Setup: free is not the same as no cost
Character.AI works the moment you open it. Pick a character, type, done. There is nothing to configure and no key to paste.
Janitor AI's core product is free, but "free" carries an asterisk. Its headline flexibility is that you can connect your own model or API, a BYO backend, which means whichever provider you point it at bills you separately for tokens. Depending on the model and how much you chat, that can land anywhere from trivial to more than any subscription here. There is also the configuration: keys, proxies, occasionally a broken endpoint at midnight. Plenty of people enjoy that part, and if wiring up your own model and endpoints yourself sounds like a feature rather than a chore, Janitor rewards it more than any mainstream competitor does. If it sounds like a second job, the free tier is not really free; it is just billed in your time.
The honest framing: Character.AI's $9.99/mo is a fixed, predictable number. Janitor's cost is $0, or $12.99, or an API bill that floats with use. Neither is cheaper in the abstract.
Character library and quality
Character.AI wins on scale, and it is not close. Millions of community-made characters means almost anything you can think of already exists, often in a dozen variations. Janitor AI has a healthy library of community cards too, generally written with permissive roleplay in mind, which changes what the popular ones are for.

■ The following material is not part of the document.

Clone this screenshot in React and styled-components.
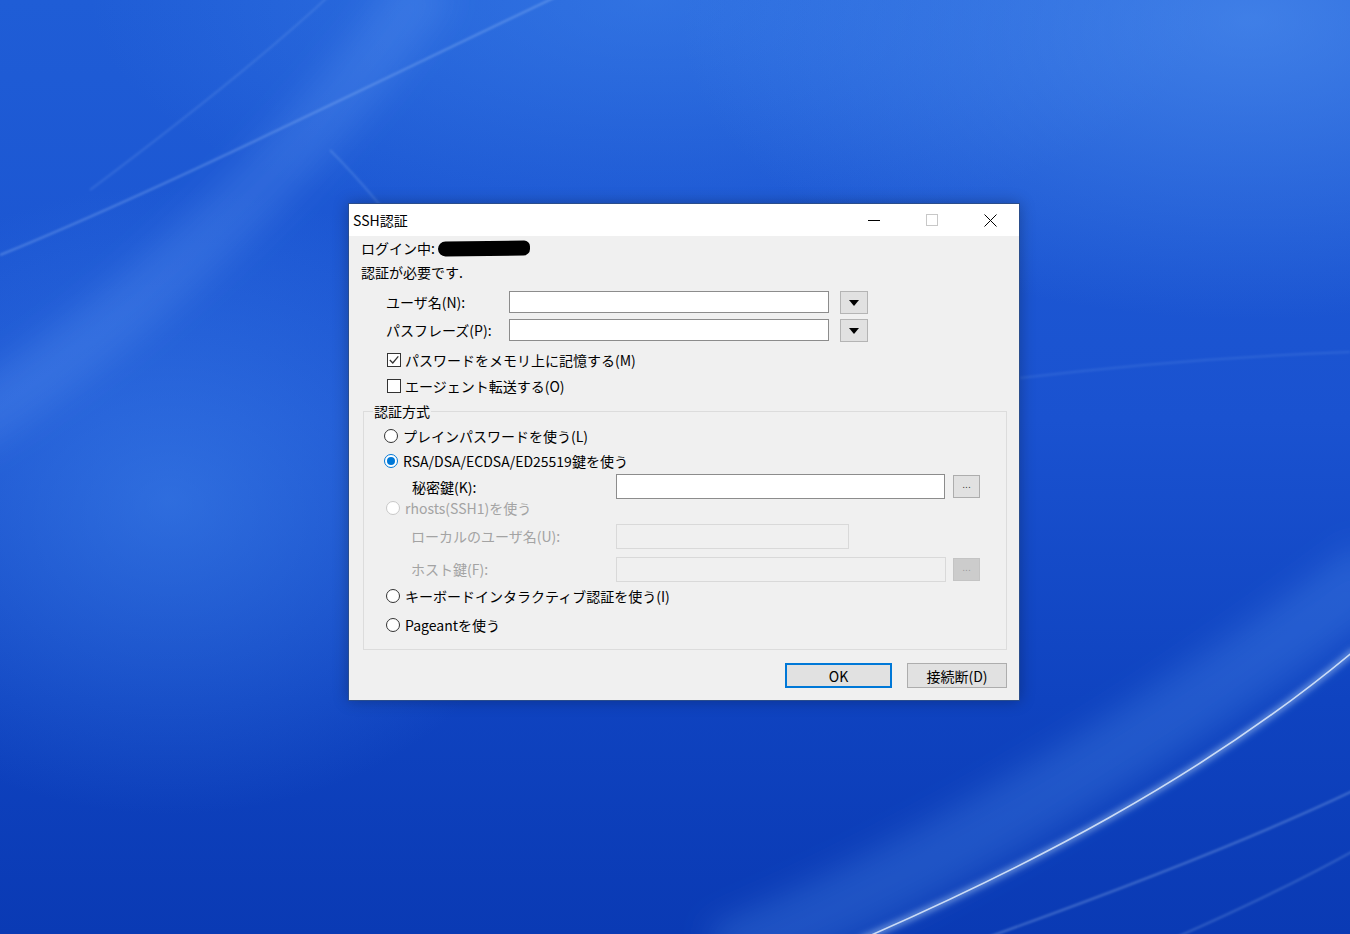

Here is the caveat that applies to both: these are someone else's writing. A character card is a stranger's idea of a personality, and the quality range runs from genuinely good to two lines and a picture. Browsing is fun. Finding one that stays interesting for a month is harder than the card counts suggest. It is the reason AI roleplay chat often feels great for an evening and thin by the weekend.
Reliability and speed
Character.AI is the more dependable app day to day, and c.ai+ exists partly to buy faster replies and priority access when it is busy. Janitor AI's reliability and peak-hour queues have been a common complaint for a long while, which is exactly what janitor+ addresses with unlimited priority messages. If you use a companion app at the same busy evening hour everyone else does, this is not a footnote. It is the difference between a conversation and a loading state.
Which should you pick?
- You want polish, voice calls, video avatars and the biggest library: Character.AI. Accept the filter, or do not use it.
- You want permissive roleplay plus control over the model: Janitor AI, ideally with janitor+ if the small context or the queues bother you. Our Janitor AI alternatives guide covers the field if the setup work is the sticking point.
- You want a companion you author, with memory that persists, and you do not need explicit content: Aroused. Fair warning, we are pre-launch: there is a live browser demo you can try with no account, an early-access list, planned pricing of $9.99 to $34.99/mo, and no free tier. If you want something you can subscribe to this afternoon, we are not it yet.
- You want the deepest memory available right now: Nomi.ai.
- You are here because a platform changed its policy on you: read the Replika alternative guide. Replika removed erotic roleplay in February 2023 after Italian regulator pressure and age-verification concerns, then restored it in March 2023 only for accounts created before 1 February 2023. Policy risk is real, and it is worth weighing before you invest months in any of these.
Is Janitor AI better than Character AI?
Neither is better overall. Janitor AI is better if you want uncensored roleplay and control over the model behind it. Character.AI is better if you want a polished app, millions of characters, voice calls and video avatars, and reliable speed. The content policy decides it for most people.
Is Janitor AI free?
The core product is free. The paid tier, janitor+, costs $12.99/mo and adds roughly 5x more context for better memory, unlimited priority messages, and monthly swipes with frontier models. If you connect your own model or API instead, that provider bills you separately, so free can still cost money.
Does Character AI allow NSFW?
No. Character.AI's guidelines prohibit explicit and pornographic content, and a filter enforces it. That filter is the platform's single most common complaint. It is not a toggle, and there is no paid tier that removes it. Character.AI has also moved toward stricter age assurance in recent years.
Do you need an API key for Janitor AI?
Not necessarily. Janitor AI runs without one, and janitor+ at $12.99/mo gives you priority messages and a larger context window with no keys involved. Connecting your own model or API is optional, and it is what buys you model choice, at the cost of setup and that provider's bills.
Why is Janitor AI so slow?
Peak-hour demand. Reliability and queues at busy times have been a common complaint, and free capacity is shared. The janitor+ tier at $12.99/mo addresses this directly with unlimited priority messages. Connecting your own model or API backend also routes you around the shared queue entirely.
The honest summary
Janitor AI vs Character AI is mostly one question wearing a lot of feature comparisons: do you want permissive content, or do you want polish? Answer that and the rest follows. Both are worth trying free before you pay either of them, and neither will remember you as well as their marketing implies. Spend an evening on each with the same scenario, notice which one you actually reopen the next day, and pay for that one.